Look through the material below. Copy every line with the string "this" in it.

═══ Extracted material ═══

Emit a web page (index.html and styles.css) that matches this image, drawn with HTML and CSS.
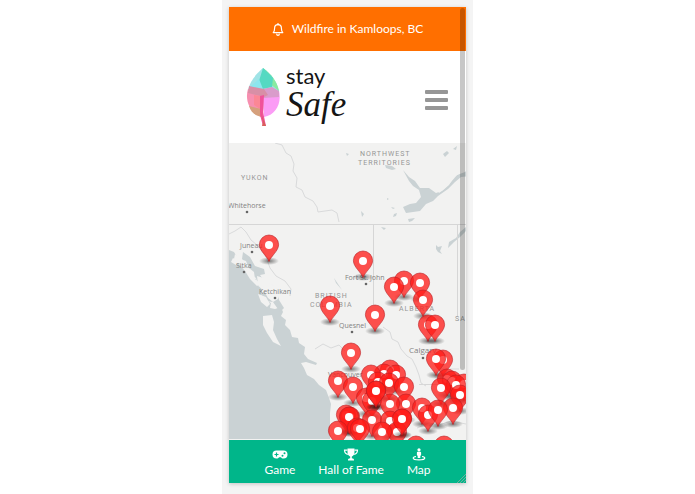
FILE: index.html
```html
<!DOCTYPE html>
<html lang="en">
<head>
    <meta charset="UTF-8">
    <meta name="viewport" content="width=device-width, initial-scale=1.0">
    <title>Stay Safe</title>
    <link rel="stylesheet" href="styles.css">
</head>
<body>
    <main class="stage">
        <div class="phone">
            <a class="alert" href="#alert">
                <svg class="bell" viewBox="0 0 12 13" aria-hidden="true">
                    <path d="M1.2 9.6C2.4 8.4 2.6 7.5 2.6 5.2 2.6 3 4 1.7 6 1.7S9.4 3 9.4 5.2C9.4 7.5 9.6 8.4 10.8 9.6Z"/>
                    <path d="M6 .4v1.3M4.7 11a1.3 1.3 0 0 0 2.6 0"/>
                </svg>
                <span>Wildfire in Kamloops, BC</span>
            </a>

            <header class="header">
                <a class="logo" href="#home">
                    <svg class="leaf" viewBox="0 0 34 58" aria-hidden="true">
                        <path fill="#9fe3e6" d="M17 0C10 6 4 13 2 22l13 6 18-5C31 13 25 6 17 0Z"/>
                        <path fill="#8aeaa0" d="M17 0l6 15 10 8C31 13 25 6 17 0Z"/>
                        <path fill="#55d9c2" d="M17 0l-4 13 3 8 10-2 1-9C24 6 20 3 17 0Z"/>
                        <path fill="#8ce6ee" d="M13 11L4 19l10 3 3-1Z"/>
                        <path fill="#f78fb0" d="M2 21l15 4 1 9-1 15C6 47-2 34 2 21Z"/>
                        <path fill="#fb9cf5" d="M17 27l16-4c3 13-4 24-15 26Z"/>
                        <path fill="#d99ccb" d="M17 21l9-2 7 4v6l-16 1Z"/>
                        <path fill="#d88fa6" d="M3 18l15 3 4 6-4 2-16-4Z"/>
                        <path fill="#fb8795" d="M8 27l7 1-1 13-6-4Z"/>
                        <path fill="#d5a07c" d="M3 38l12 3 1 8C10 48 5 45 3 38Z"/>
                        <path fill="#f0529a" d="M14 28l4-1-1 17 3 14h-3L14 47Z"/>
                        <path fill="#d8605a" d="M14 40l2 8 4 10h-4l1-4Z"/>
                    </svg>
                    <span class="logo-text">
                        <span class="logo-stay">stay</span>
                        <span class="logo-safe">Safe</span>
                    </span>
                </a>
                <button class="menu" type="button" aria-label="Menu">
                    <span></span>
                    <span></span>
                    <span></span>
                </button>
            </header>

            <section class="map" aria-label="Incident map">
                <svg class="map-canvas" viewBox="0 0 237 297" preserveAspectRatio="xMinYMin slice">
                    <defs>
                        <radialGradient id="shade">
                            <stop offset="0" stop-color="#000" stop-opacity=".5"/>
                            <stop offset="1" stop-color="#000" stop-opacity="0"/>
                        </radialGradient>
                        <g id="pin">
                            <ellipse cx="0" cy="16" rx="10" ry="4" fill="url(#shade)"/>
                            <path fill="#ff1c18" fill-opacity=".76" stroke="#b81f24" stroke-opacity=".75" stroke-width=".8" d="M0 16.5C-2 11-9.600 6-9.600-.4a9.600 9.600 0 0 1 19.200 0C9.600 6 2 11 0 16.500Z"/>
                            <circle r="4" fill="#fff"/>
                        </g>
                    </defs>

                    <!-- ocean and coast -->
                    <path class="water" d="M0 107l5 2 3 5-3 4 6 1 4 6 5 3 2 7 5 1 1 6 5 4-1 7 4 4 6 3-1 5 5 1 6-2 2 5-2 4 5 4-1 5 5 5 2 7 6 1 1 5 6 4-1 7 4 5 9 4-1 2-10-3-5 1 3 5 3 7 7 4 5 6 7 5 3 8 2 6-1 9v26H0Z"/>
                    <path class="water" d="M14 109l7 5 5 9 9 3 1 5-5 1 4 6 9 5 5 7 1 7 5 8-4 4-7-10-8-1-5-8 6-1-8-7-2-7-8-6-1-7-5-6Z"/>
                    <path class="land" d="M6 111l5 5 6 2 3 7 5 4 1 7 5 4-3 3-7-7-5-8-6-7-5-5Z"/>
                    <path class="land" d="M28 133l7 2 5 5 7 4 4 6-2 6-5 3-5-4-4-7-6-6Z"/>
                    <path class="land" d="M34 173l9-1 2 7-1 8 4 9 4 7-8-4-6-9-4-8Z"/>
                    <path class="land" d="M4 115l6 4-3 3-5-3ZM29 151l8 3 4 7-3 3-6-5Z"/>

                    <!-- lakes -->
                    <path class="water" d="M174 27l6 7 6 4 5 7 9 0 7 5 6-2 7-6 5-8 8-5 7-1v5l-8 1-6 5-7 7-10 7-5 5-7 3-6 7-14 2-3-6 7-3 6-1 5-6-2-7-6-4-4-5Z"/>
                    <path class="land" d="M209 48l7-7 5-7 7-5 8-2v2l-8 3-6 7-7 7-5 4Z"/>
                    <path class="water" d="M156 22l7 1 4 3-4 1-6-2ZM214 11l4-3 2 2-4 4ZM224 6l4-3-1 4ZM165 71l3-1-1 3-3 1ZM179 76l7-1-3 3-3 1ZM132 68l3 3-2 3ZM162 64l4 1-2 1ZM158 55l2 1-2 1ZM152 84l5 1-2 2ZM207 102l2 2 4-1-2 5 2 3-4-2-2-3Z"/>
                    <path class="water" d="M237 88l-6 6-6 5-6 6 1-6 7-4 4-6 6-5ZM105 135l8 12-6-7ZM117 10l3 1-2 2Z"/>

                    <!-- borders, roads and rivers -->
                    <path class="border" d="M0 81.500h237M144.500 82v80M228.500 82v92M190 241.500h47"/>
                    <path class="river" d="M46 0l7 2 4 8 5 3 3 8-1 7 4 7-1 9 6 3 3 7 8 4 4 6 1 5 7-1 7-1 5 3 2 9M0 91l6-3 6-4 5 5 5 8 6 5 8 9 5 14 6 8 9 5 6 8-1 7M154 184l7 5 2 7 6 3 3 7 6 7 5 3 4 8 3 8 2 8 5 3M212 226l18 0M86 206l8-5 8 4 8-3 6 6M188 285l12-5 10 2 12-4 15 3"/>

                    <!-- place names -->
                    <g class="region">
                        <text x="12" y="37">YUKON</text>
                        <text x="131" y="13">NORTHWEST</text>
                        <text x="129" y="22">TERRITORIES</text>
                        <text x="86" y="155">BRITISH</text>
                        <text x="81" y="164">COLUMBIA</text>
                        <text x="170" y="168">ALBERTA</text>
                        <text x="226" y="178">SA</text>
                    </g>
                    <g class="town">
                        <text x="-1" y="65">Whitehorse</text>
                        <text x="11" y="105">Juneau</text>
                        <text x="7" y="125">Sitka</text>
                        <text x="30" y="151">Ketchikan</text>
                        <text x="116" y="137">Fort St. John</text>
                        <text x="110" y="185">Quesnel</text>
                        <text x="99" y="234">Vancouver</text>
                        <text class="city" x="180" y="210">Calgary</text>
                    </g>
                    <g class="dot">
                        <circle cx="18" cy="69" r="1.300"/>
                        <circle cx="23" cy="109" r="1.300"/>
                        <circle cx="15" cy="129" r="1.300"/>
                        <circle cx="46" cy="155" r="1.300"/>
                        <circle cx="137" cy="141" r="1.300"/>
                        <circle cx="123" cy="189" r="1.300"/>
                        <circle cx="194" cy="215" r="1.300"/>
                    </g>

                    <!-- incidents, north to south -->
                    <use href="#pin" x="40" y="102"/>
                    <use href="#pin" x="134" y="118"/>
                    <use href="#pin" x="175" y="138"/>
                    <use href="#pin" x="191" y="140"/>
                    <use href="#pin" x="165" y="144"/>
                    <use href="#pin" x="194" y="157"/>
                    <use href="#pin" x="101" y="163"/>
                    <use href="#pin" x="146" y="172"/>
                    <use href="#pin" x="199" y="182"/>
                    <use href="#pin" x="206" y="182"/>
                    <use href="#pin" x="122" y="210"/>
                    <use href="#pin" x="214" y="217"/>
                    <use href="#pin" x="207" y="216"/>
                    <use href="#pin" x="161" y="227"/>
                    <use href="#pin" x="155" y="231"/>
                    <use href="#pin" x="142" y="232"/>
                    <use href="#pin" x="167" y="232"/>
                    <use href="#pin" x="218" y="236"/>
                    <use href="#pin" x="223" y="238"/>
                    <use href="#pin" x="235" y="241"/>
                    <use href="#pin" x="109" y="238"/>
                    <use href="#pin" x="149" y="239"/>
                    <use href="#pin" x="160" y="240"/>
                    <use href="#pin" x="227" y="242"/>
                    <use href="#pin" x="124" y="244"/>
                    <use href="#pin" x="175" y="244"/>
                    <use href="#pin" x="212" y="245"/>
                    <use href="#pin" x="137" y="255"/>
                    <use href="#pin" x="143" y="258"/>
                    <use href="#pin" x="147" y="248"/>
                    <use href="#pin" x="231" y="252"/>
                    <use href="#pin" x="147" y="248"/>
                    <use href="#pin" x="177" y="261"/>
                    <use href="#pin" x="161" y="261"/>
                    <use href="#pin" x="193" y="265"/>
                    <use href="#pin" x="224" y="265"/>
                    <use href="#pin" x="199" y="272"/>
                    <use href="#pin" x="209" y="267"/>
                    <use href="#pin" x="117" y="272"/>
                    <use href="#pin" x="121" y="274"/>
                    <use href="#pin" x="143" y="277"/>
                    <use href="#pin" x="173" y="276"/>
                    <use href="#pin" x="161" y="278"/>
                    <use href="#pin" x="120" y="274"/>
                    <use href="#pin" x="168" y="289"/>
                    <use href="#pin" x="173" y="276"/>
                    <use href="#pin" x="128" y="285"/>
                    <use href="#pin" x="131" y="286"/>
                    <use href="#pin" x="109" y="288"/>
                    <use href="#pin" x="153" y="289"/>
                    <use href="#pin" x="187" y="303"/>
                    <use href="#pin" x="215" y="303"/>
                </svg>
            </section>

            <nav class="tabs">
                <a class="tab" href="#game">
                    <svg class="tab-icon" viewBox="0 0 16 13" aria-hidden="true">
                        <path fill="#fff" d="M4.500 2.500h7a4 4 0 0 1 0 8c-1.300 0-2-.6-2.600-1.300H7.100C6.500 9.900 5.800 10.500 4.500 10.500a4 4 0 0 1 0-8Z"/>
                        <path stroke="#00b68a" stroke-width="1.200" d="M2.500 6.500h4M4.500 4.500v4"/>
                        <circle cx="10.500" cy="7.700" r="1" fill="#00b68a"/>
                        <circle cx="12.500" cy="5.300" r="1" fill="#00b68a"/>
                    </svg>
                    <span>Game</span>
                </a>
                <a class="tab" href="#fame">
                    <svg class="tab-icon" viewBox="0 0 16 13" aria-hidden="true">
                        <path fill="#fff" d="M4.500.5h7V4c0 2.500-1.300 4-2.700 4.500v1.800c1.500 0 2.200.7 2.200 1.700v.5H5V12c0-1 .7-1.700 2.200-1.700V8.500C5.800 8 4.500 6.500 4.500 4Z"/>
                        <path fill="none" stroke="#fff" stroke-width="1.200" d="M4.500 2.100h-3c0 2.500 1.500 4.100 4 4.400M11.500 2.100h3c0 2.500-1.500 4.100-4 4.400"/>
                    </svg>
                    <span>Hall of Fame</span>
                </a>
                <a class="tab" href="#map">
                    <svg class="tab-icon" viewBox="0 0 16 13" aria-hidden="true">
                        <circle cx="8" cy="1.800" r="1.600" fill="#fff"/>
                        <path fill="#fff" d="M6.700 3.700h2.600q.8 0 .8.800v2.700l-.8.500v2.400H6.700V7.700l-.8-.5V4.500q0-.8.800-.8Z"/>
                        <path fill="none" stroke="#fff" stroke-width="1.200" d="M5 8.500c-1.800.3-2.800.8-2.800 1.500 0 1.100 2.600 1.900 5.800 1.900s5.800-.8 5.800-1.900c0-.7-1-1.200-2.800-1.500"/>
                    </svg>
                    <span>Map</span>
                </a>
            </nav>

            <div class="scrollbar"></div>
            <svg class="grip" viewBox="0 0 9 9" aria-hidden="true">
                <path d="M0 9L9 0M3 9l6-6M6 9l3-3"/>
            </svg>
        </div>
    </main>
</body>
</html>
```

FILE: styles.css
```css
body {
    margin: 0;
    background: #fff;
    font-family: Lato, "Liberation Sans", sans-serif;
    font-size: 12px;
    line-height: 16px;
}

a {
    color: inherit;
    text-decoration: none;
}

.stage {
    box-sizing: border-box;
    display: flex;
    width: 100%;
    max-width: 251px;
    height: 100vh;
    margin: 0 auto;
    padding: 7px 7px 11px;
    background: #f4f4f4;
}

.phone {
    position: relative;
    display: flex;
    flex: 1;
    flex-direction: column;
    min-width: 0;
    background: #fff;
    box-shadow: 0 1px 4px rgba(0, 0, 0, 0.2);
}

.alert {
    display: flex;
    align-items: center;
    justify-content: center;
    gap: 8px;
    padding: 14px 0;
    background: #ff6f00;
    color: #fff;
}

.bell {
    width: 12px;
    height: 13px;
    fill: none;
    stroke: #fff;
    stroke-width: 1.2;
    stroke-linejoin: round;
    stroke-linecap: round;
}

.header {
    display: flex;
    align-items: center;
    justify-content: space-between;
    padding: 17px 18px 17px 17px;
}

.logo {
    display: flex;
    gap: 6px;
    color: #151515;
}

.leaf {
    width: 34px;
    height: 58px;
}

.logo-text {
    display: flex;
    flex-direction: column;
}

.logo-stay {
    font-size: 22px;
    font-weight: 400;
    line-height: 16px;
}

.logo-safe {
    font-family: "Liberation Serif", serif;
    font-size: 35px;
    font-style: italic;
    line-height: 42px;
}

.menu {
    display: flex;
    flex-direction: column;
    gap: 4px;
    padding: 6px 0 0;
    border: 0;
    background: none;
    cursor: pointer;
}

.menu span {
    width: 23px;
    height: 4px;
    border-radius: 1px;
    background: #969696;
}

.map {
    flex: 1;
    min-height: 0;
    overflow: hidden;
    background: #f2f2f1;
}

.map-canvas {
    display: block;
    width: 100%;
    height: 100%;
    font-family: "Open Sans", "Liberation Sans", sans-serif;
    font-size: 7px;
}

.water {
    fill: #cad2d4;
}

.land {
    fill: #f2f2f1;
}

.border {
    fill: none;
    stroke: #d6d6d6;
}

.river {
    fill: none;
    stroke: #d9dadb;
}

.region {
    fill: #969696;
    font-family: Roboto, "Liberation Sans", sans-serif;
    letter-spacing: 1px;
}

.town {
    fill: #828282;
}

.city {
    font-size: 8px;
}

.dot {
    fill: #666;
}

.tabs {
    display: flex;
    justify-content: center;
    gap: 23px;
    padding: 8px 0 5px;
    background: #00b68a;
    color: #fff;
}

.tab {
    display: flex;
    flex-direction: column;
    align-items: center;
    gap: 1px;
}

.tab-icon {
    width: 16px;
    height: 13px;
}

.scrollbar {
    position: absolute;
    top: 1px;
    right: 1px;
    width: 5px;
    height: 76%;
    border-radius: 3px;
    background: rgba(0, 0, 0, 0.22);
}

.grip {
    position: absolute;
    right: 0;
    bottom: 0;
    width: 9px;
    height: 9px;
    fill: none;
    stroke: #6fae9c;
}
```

═══
═══ Extracted material ═══

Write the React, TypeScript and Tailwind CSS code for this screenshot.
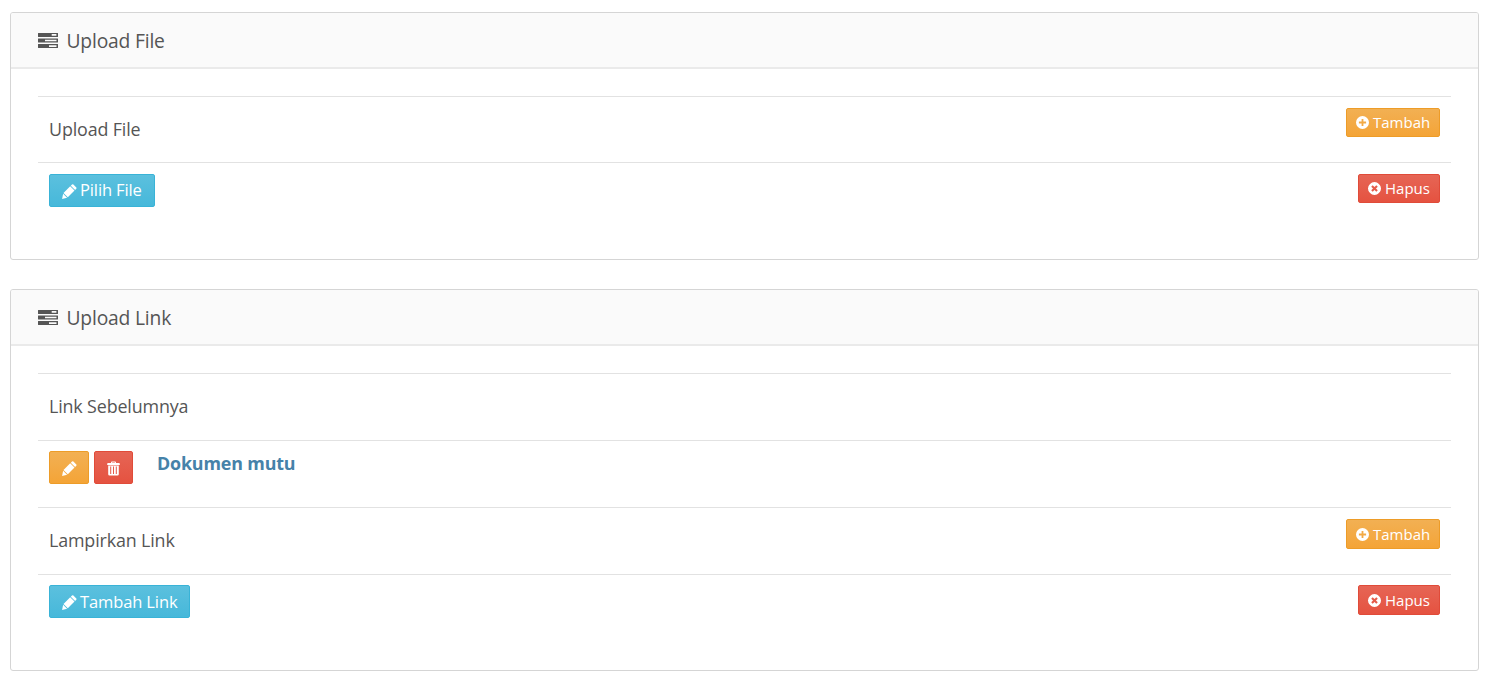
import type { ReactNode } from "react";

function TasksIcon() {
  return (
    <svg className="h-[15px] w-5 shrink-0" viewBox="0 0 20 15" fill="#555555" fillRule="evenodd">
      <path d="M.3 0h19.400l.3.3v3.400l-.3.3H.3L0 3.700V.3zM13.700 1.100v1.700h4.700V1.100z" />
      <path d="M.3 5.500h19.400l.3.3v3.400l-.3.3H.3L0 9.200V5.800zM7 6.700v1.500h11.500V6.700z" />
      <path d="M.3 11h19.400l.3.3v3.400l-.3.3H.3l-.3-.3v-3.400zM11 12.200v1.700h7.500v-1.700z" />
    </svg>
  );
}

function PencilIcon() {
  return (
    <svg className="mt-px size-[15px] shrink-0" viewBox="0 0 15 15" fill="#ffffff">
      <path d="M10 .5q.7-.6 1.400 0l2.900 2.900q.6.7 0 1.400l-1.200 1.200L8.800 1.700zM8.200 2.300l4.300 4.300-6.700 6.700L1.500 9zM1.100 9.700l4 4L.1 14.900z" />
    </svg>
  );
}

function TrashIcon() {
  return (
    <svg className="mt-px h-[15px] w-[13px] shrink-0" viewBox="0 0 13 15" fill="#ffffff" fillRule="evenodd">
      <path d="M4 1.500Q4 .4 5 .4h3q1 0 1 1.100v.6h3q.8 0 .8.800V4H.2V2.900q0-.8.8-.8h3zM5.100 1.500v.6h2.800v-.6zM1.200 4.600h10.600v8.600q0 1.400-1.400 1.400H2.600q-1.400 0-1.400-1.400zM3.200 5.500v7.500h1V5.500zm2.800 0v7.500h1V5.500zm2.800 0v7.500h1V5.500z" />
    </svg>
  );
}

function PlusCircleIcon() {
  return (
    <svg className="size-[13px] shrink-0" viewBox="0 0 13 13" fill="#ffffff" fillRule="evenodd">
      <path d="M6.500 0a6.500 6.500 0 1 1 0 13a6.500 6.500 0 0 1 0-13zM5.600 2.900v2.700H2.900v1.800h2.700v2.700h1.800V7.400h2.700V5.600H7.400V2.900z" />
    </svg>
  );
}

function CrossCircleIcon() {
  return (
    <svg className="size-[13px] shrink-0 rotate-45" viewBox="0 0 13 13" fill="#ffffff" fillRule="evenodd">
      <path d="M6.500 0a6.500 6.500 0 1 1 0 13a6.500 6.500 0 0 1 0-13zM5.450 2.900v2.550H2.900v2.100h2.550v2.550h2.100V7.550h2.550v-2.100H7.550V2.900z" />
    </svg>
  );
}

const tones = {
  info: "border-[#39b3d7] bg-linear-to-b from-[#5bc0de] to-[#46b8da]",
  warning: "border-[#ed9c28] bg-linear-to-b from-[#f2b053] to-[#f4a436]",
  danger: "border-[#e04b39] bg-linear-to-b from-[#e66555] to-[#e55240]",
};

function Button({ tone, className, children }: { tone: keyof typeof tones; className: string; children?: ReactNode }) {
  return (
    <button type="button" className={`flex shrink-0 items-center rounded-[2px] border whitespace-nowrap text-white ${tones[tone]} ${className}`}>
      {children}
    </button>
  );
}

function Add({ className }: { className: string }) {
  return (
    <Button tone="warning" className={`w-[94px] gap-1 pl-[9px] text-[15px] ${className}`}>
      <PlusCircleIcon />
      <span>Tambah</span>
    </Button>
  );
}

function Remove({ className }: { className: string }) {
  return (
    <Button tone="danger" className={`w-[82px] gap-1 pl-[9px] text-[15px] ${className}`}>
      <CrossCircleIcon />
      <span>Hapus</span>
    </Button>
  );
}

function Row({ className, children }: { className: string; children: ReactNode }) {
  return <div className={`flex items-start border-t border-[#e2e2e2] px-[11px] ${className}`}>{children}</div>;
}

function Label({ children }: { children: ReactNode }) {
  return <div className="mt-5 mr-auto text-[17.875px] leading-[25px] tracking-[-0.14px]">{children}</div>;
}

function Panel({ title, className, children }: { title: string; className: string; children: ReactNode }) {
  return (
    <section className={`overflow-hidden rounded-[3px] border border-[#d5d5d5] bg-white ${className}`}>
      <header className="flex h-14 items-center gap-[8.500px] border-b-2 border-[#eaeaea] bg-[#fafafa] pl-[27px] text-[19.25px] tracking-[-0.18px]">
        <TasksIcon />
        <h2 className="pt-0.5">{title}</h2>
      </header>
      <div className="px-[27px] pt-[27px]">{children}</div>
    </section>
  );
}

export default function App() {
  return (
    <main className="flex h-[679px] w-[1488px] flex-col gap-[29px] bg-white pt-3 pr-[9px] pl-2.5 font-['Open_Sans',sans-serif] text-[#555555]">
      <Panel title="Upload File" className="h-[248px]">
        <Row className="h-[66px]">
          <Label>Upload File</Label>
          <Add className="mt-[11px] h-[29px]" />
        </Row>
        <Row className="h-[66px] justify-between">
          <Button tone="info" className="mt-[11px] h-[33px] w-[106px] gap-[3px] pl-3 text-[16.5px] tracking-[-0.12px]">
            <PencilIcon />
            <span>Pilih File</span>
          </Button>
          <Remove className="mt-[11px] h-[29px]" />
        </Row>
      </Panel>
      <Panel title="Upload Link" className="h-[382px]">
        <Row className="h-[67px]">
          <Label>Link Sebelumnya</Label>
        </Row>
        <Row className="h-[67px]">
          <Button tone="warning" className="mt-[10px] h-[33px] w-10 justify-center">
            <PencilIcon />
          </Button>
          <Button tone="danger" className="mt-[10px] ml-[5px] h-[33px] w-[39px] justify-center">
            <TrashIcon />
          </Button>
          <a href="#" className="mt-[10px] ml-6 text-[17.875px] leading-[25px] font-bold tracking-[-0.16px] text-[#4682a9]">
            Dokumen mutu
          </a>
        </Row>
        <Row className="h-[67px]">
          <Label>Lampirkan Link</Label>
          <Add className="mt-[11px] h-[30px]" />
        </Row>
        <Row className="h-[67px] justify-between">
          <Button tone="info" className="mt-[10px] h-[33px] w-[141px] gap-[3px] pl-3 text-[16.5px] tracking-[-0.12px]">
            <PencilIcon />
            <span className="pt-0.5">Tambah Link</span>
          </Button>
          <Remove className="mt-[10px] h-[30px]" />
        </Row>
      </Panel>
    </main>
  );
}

═══

• **The answer**:
Emit a web page (index.html and styles.css) that matches this image, drawn with HTML and CSS.
Write the React, TypeScript and Tailwind CSS code for this screenshot.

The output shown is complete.